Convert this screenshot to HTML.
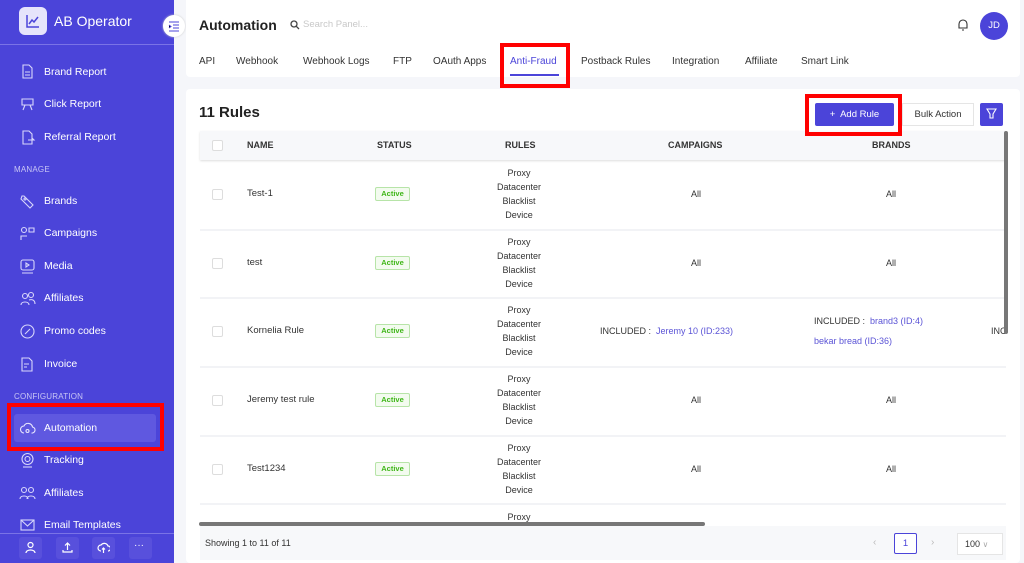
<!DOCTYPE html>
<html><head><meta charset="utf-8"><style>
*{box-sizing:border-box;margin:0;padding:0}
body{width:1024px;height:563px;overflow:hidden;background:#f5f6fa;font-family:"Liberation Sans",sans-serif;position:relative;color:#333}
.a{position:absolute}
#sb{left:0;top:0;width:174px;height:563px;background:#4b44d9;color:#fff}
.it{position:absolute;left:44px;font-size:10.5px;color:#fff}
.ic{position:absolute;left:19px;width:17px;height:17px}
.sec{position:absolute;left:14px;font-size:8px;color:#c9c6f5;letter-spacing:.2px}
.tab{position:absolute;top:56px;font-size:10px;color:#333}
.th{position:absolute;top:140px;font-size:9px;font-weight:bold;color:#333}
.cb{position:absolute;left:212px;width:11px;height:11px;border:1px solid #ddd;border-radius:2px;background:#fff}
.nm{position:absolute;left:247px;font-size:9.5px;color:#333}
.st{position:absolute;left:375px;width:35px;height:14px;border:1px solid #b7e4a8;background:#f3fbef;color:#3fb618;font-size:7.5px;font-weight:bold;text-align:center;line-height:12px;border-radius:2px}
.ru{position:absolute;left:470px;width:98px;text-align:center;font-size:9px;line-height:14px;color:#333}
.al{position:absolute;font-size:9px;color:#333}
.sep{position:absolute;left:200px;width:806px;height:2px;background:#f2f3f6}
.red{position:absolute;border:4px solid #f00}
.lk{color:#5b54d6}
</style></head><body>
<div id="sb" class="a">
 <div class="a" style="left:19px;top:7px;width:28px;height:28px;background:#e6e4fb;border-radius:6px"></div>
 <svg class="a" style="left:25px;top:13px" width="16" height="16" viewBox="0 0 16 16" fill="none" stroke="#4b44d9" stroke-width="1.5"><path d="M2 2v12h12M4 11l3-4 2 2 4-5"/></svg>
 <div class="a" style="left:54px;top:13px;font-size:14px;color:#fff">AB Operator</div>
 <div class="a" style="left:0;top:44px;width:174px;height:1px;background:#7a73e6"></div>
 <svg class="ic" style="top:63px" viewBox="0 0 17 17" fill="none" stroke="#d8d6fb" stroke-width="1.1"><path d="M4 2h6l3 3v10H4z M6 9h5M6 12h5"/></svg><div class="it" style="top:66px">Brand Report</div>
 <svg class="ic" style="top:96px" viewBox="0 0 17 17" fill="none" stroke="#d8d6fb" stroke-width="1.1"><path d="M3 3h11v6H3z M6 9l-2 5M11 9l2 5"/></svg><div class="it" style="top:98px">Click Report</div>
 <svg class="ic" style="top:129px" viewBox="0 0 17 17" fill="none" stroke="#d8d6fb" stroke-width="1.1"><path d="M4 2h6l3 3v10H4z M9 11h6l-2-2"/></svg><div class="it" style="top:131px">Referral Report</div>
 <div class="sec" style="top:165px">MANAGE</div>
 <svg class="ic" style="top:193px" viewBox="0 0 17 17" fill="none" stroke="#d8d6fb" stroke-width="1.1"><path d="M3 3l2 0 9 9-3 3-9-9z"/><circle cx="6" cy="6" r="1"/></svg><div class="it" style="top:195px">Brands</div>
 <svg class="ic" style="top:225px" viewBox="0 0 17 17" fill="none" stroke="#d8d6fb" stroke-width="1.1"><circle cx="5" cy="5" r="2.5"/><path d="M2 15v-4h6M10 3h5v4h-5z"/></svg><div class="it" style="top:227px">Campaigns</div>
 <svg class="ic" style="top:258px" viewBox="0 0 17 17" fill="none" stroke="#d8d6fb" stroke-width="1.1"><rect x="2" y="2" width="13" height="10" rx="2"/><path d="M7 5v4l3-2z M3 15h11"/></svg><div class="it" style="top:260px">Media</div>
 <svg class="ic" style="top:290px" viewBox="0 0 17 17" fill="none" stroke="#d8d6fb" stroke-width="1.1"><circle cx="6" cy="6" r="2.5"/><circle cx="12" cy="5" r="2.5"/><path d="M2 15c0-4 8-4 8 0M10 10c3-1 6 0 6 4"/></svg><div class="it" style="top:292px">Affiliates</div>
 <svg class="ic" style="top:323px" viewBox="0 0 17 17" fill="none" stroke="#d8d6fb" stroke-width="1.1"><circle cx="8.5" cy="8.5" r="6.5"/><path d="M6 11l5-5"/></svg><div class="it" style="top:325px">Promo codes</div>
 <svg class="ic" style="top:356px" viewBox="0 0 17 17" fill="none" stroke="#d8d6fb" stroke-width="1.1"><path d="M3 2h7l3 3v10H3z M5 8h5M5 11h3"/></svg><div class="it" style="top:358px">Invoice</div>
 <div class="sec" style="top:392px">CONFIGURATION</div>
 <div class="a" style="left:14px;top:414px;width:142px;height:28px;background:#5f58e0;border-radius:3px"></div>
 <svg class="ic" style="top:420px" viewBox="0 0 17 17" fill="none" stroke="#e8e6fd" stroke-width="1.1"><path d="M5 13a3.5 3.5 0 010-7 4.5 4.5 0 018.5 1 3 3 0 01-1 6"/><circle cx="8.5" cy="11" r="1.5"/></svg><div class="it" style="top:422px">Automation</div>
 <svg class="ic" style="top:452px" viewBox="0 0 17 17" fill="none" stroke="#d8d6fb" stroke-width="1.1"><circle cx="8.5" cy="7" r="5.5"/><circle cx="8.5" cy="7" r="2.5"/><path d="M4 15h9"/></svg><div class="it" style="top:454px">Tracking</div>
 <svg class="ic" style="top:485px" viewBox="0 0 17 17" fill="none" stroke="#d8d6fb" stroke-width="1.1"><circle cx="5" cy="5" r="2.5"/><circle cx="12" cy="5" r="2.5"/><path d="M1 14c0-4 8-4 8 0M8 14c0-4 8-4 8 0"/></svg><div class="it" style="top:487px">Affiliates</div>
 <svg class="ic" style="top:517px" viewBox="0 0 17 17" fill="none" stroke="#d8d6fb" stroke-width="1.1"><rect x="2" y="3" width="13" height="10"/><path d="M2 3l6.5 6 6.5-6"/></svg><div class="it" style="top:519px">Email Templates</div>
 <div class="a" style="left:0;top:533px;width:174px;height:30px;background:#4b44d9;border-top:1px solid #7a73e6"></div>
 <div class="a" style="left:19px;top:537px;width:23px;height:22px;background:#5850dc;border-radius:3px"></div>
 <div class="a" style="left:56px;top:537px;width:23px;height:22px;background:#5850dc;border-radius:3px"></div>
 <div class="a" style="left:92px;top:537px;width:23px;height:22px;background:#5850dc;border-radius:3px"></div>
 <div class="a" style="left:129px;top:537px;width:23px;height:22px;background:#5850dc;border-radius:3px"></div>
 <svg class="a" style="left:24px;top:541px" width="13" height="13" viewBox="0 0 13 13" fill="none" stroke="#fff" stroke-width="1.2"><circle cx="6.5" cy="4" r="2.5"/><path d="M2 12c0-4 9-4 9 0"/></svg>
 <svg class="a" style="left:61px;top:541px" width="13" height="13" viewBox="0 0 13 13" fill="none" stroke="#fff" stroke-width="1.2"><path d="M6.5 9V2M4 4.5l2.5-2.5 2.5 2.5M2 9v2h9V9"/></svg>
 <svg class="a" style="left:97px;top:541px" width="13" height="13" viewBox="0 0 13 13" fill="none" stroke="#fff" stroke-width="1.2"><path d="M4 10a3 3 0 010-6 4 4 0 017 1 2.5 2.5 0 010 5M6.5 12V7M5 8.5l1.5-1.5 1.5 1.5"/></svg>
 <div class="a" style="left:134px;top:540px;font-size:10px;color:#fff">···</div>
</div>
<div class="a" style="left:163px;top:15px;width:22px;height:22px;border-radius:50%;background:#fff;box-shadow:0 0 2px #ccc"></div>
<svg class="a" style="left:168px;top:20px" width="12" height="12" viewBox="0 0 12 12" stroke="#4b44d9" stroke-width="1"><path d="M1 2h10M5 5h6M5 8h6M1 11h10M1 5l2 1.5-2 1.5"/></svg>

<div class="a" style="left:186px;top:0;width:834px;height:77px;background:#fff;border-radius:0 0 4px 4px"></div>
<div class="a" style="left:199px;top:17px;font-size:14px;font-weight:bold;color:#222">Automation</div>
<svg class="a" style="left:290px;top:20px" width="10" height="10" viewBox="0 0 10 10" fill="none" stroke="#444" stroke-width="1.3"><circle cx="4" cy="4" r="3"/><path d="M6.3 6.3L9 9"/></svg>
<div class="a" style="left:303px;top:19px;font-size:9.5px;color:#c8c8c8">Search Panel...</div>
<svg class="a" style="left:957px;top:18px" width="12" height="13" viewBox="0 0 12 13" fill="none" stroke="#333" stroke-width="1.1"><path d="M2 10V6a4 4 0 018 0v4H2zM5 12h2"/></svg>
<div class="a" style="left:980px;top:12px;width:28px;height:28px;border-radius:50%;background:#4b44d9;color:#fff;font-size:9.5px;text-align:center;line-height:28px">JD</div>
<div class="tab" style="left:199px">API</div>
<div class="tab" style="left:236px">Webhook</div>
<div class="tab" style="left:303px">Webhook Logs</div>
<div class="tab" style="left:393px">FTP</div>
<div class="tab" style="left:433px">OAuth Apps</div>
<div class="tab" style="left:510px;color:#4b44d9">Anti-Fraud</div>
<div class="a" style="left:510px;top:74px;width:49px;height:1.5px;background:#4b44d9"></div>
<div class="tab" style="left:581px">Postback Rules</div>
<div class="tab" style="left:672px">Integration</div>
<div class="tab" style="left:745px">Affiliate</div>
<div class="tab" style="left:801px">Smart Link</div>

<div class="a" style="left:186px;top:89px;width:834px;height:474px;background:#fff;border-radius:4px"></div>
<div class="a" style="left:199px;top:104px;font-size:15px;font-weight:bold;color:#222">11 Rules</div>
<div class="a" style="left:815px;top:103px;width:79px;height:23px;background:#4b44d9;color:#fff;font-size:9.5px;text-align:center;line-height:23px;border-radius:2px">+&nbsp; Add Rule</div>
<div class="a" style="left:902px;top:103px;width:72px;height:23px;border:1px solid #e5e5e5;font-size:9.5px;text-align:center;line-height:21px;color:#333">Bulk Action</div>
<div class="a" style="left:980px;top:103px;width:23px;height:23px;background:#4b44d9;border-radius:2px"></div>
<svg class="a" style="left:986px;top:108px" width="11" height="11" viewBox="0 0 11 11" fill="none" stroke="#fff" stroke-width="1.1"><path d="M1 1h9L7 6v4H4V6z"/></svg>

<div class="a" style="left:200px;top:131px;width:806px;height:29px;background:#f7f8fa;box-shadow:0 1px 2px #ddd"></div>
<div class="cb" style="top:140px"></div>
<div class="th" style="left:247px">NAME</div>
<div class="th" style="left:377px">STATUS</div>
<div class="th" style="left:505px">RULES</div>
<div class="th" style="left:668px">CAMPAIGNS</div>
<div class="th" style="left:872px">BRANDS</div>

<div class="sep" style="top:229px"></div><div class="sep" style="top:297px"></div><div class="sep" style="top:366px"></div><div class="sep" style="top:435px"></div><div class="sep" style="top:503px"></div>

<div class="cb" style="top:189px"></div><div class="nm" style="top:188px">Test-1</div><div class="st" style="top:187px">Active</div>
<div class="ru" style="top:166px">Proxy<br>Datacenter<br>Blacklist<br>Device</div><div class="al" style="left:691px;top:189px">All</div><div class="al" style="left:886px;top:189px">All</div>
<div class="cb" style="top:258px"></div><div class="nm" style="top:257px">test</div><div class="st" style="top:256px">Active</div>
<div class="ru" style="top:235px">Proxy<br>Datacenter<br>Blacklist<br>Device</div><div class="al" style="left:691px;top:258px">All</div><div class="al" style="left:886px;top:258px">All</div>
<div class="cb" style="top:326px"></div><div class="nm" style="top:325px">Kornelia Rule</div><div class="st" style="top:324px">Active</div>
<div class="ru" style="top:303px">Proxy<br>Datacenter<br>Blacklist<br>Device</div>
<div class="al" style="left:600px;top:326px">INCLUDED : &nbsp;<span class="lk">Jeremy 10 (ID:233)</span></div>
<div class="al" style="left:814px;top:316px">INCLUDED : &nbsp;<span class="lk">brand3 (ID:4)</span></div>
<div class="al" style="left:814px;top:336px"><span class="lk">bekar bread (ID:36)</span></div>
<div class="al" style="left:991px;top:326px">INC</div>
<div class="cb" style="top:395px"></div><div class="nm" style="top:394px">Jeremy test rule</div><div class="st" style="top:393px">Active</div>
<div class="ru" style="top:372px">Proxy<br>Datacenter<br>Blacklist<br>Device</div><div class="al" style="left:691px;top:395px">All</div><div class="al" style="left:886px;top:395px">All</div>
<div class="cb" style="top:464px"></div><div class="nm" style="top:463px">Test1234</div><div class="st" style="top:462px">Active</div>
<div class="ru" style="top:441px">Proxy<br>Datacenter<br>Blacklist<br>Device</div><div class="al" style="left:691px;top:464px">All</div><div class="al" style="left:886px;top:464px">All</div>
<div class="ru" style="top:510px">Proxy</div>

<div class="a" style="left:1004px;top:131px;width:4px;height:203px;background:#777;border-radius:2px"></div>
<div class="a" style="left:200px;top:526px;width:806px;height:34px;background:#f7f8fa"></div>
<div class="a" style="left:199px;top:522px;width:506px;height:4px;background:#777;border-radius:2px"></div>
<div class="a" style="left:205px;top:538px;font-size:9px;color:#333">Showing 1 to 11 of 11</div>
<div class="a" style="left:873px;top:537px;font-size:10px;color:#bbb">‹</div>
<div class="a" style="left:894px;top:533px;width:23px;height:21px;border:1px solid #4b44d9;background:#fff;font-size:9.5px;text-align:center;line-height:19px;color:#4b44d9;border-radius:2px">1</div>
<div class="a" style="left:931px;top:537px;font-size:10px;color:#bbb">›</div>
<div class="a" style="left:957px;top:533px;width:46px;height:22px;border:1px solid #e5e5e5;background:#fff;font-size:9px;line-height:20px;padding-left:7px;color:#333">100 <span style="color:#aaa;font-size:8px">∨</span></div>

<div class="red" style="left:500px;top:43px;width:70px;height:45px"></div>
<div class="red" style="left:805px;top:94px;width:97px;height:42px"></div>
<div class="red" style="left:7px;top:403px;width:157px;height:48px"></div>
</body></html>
----------
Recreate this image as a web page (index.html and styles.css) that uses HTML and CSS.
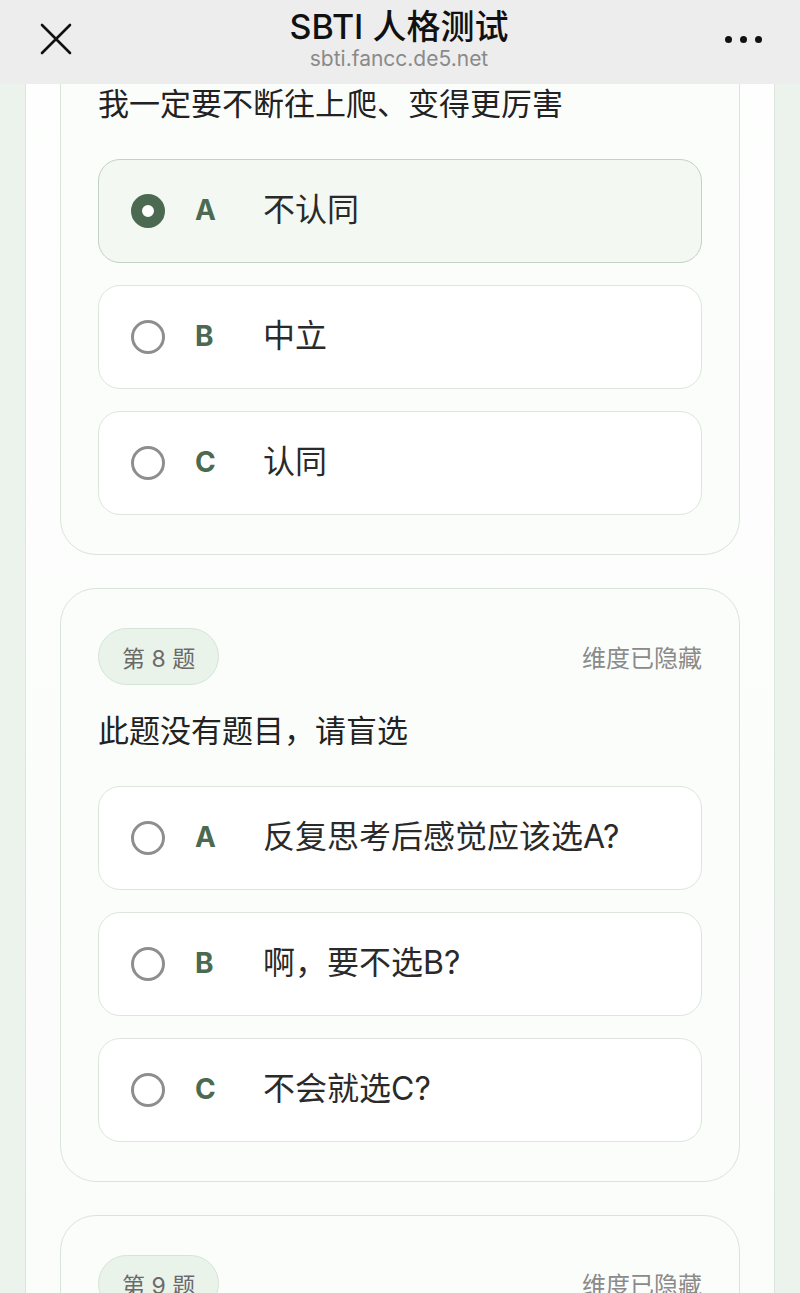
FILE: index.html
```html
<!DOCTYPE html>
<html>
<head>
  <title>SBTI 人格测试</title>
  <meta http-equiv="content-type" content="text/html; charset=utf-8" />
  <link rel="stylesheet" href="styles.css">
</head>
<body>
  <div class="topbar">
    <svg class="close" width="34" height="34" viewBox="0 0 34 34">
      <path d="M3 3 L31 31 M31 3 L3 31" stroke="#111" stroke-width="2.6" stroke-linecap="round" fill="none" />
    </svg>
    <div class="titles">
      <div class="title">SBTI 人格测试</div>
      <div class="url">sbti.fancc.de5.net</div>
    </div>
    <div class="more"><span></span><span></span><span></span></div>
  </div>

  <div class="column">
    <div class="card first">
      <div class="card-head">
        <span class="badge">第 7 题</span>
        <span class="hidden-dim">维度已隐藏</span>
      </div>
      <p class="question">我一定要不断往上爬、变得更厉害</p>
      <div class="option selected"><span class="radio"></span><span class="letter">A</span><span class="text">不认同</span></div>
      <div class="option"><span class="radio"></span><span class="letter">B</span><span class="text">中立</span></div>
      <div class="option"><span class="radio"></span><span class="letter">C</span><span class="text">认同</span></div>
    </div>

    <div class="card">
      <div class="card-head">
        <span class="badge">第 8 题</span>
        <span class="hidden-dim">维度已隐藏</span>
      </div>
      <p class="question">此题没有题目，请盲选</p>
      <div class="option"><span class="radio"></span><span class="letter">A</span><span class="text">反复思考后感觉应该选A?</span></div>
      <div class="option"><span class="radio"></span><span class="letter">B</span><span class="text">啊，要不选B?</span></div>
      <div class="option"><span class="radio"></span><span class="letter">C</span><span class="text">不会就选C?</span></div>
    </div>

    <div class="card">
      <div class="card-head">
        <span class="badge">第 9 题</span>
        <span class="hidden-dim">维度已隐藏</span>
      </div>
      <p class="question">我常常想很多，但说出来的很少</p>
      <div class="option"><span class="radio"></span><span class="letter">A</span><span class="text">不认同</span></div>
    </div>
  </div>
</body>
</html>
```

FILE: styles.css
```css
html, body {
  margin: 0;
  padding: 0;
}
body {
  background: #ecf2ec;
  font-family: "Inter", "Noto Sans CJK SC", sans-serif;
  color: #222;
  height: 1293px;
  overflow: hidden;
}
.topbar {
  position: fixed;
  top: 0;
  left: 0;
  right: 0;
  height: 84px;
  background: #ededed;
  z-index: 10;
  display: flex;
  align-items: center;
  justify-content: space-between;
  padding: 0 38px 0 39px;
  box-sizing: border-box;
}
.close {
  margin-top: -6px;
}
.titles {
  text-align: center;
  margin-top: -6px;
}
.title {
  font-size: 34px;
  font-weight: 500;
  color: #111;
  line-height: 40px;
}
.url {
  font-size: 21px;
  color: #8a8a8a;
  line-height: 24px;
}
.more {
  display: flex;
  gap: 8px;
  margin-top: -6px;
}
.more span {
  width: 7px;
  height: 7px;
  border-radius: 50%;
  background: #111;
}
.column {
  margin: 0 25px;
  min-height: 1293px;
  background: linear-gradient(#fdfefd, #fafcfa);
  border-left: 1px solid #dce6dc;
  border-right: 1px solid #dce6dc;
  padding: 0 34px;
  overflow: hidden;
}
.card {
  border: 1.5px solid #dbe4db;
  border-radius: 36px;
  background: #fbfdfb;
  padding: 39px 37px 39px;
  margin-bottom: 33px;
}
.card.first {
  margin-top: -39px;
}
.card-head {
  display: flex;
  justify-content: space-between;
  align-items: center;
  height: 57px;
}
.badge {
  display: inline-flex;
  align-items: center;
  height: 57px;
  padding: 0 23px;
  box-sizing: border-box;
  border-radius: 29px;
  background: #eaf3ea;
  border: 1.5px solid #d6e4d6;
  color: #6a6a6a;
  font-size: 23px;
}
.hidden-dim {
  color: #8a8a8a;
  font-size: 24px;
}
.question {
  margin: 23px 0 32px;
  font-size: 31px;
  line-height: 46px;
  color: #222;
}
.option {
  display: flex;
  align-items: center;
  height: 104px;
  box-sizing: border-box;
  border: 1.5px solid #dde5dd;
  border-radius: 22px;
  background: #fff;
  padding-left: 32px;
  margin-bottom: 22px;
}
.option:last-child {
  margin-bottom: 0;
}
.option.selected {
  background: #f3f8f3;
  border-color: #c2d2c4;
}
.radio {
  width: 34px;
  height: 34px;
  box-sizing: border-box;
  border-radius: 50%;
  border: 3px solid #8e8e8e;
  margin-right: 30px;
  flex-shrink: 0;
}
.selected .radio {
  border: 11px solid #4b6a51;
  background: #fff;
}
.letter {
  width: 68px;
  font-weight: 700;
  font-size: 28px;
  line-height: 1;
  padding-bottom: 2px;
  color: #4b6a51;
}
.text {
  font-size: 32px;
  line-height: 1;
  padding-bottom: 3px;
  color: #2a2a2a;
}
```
----------
- _WHAT TO WORK ON_
Which lines in the records above contain the string "index"? Copy each one.

- _EXERCISE RESULT_
Recreate this image as a web page (index.html and styles.css) that uses HTML and CSS.
FILE: index.html
  z-index: 10;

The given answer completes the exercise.